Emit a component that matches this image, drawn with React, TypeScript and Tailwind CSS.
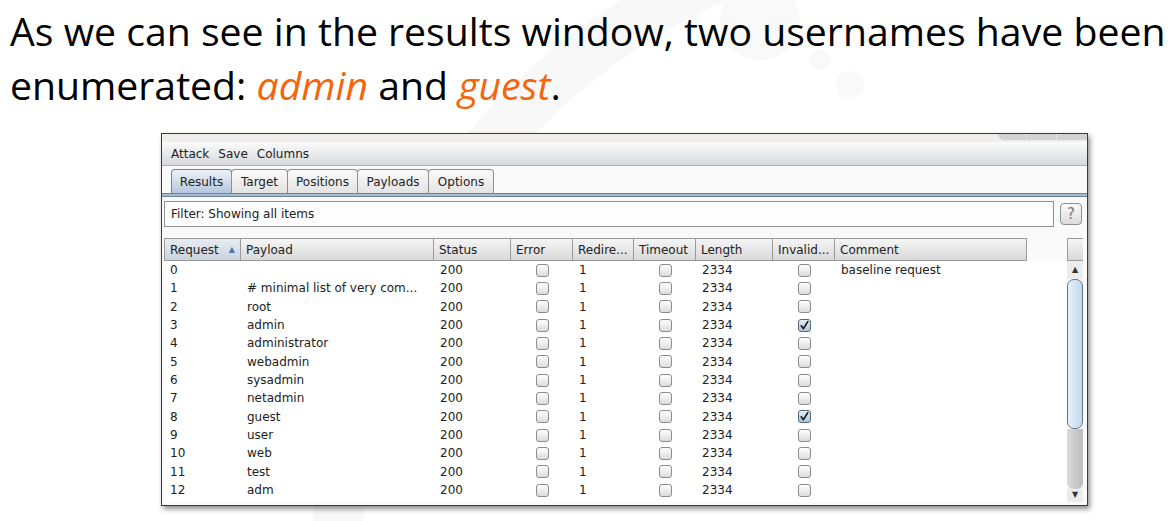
import React from "react";

type Col = { name: string; w: string; kind: "text" | "check" };

const cols: Col[] = [
  { name: "Request", w: "w-[77px]", kind: "text" },
  { name: "Payload", w: "w-[193px]", kind: "text" },
  { name: "Status", w: "w-[77px]", kind: "text" },
  { name: "Error", w: "w-[62px]", kind: "check" },
  { name: "Redire...", w: "w-[61px]", kind: "text" },
  { name: "Timeout", w: "w-[62px]", kind: "check" },
  { name: "Length", w: "w-[77px]", kind: "text" },
  { name: "Invalid...", w: "w-[62px]", kind: "check" },
  { name: "Comment", w: "w-[192px]", kind: "text" },
];

const payloads = [
  "",
  "# minimal list of very com...",
  "root",
  "admin",
  "administrator",
  "webadmin",
  "sysadmin",
  "netadmin",
  "guest",
  "user",
  "web",
  "test",
  "adm",
];

function Check({ on }: { on?: boolean }) {
  if (on) {
    return (
      <span className="relative inline-block w-[13px] h-[13px] rounded-[3px] border border-[#55677d] bg-linear-to-b from-[#e4ecf5] to-[#afc3d9]">
        <svg viewBox="0 0 13 13" className="absolute -left-[1px] -top-[1px] w-[13px] h-[13px]">
          <path d="M3.2 6.8 L5.4 9.6 L9.8 2.6" fill="none" stroke="#1a1a1a" strokeWidth="1.7" strokeLinecap="round" strokeLinejoin="round" />
        </svg>
      </span>
    );
  }
  return (
    <span className="inline-block w-[13px] h-[13px] rounded-[3px] border border-[#8c8c8c] bg-linear-to-b from-white to-[#dcdcdc]" />
  );
}

function Row({ i }: { i: number }) {
  const checked = i === 3 || i === 8;
  const values = [
    String(i),
    payloads[i],
    "200",
    "",
    "1",
    "",
    "2334",
    "",
    i === 0 ? "baseline request" : "",
  ];
  return (
    <div className="flex h-[18.33px] shrink-0">
      {cols.map((c, k) =>
        c.kind === "check" ? (
          <div key={k} className={`${c.w} shrink-0 flex items-center justify-center`}>
            <Check on={k === 7 && checked} />
          </div>
        ) : (
          <div key={k} className={`${c.w} shrink-0 flex items-center pl-[6px] whitespace-nowrap overflow-hidden`}>
            {values[k]}
          </div>
        )
      )}
    </div>
  );
}

function PartialRow() {
  return (
    <div className="flex h-[18.33px] shrink-0">
      {cols.map((c, k) =>
        c.kind === "check" ? (
          <div key={k} className={`${c.w} shrink-0 flex items-center justify-center`}>
            <Check />
          </div>
        ) : (
          <div key={k} className={`${c.w} shrink-0`} />
        )
      )}
    </div>
  );
}

const tabs = [
  { name: "Results", w: "w-[61px]", sel: true },
  { name: "Target", w: "w-[57px]", sel: false },
  { name: "Positions", w: "w-[71px]", sel: false },
  { name: "Payloads", w: "w-[72px]", sel: false },
  { name: "Options", w: "w-[66px]", sel: false },
];

export default function App() {
  return (
    <div className="relative w-[1173px] h-[521px] bg-white overflow-hidden">
      <svg className="absolute left-0 top-0 w-[1173px] h-[521px] pointer-events-none" viewBox="0 0 1173 521">
        <circle cx="974" cy="560" r="637" fill="none" stroke="#f8f8f8" strokeWidth="50" />
        <circle cx="760" cy="20" r="40" fill="#f9f9f9" />
        <circle cx="820" cy="60" r="10" fill="#f9f9f9" />
        <circle cx="850" cy="85" r="14" fill="#f9f9f9" />
      </svg>

      <div className="relative">
        <div
          className="pl-[10px] pt-[4px] text-[39.2px] leading-[54px] text-black whitespace-nowrap"
          style={{ fontFamily: '"Open Sans", sans-serif' }}
        >
          <div>As we can see in the results window, two usernames have been</div>
          <div>
            enumerated: <span className="italic text-[#f5650c]">admin</span> and{" "}
            <span className="italic text-[#f5650c]">guest</span>.
          </div>
        </div>

        <div
          className="ml-[161px] mt-[21px] w-[927px] h-[373px] border border-[#3a3a3a] shadow-[2px_3px_5px_rgba(0,0,0,0.45)] bg-[#fafafa] flex flex-col overflow-hidden text-[12px] text-[#222]"
          style={{ fontFamily: '"DejaVu Sans", sans-serif' }}
        >
          {/* top strip */}
          <div className="h-[8px] bg-[#efeeec] flex justify-end shrink-0">
            <div className="flex h-[6px] rounded-bl-[6px] overflow-hidden bg-[#d2d2d2]">
              <div className="w-[29px] border-r border-[#e4e4e4]" />
              <div className="w-[30px] border-r border-[#e4e4e4]" />
              <div className="w-[30px]" />
            </div>
          </div>
          {/* menu bar */}
          <div className="h-[24px] shrink-0 flex items-center gap-[9px] pl-[9px] bg-linear-to-b from-[#fbfbfb] to-[#d6d9dd] border-b border-[#aeb3ba]">
            <span>Attack</span>
            <span>Save</span>
            <span>Columns</span>
          </div>
          {/* tabs */}
          <div className="h-[27px] shrink-0 flex items-end pl-[9px] bg-[#fafafa]">
            {tabs.map((t) => (
              <div
                key={t.name}
                className={`${t.w} h-[24px] flex items-center justify-center border border-b-0 rounded-t-[4px] -mr-px ${
                  t.sel
                    ? "border-[#6d8298] bg-linear-to-b from-[#eef3f8] to-[#b4c7db]"
                    : "border-[#8e8e8e] bg-linear-to-b from-[#fbfbfb] to-[#e3e3e3]"
                }`}
              >
                {t.name}
              </div>
            ))}
          </div>
          <div className="h-[4px] shrink-0 border-y border-[#6f8399] bg-[#a8bace]" />
          {/* content */}
          <div className="flex-1 flex flex-col pl-[2px] pr-[4px] pt-[4px]">
            <div className="flex items-center gap-[6px]">
              <div className="w-[890px] h-[26px] border border-[#8f8f8f] bg-[#fdfdfd] flex items-center pl-[6px]">
                Filter: Showing all items
              </div>
              <div className="w-[22px] h-[22px] rounded-[4px] border border-[#8f8f8f] bg-linear-to-b from-[#fbfbfb] to-[#dcdcdc] flex items-center justify-center text-[15px] text-[#7a7a7a]">
                ?
              </div>
            </div>
            {/* table */}
            <div className="mt-[11px] h-[264px] flex overflow-hidden">
              <div className="w-[903px] flex flex-col bg-white">
                <div className="flex h-[23px] shrink-0">
                  {cols.map((c, k) => (
                    <div
                      key={c.name}
                      className={`${c.w} shrink-0 flex items-center pl-[5px] border-y border-r border-[#9a9a9a] ${
                        k === 0
                          ? "border-l bg-linear-to-b from-[#e7ecf2] to-[#c9d3de]"
                          : "bg-linear-to-b from-[#f5f5f5] to-[#d9d9d9]"
                      }`}
                    >
                      <span>{c.name}</span>
                      {k === 0 && <span className="ml-[10px] text-[8px] text-[#4f78ac]">▲</span>}
                    </div>
                  ))}
                  <div className="flex-1 bg-[#fafafa]" />
                </div>
                {payloads.map((_, i) => (
                  <Row key={i} i={i} />
                ))}
                <PartialRow />
              </div>
              {/* scrollbar */}
              <div className="w-[16px] flex flex-col shrink-0">
                <div className="h-[23px] shrink-0 border-y border-l border-[#9a9a9a] bg-linear-to-b from-[#f5f5f5] to-[#d9d9d9]" />
                <div className="h-[18px] shrink-0 bg-[#ececec] flex items-center justify-center text-[8px] text-[#333]">▲</div>
                <div className="h-[150px] shrink-0 rounded-[7px] border border-[#5f7891] bg-linear-to-r from-[#e8f0f8] to-[#c3d8ea]" />
                <div className="h-[60px] shrink-0 bg-linear-to-r from-[#dcdcdc] to-[#bcbcbc] rounded-b-[6px]" />
                <div className="h-[12px] shrink-0 bg-[#ececec] flex items-center justify-center text-[8px] text-[#333]">▼</div>
                <div className="flex-1 bg-[#ececec]" />
              </div>
            </div>
          </div>
        </div>
      </div>
    </div>
  );
}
_____
Aim →
Please restate the material above line by line, exactly, beginning at its first line and ending with the line that contains "string; w: string;", without any pictures.

Finished task →
Emit a component that matches this image, drawn with React, TypeScript and Tailwind CSS.
import React from "react";

type Col = { name: string; w: string; kind: "text" | "check" };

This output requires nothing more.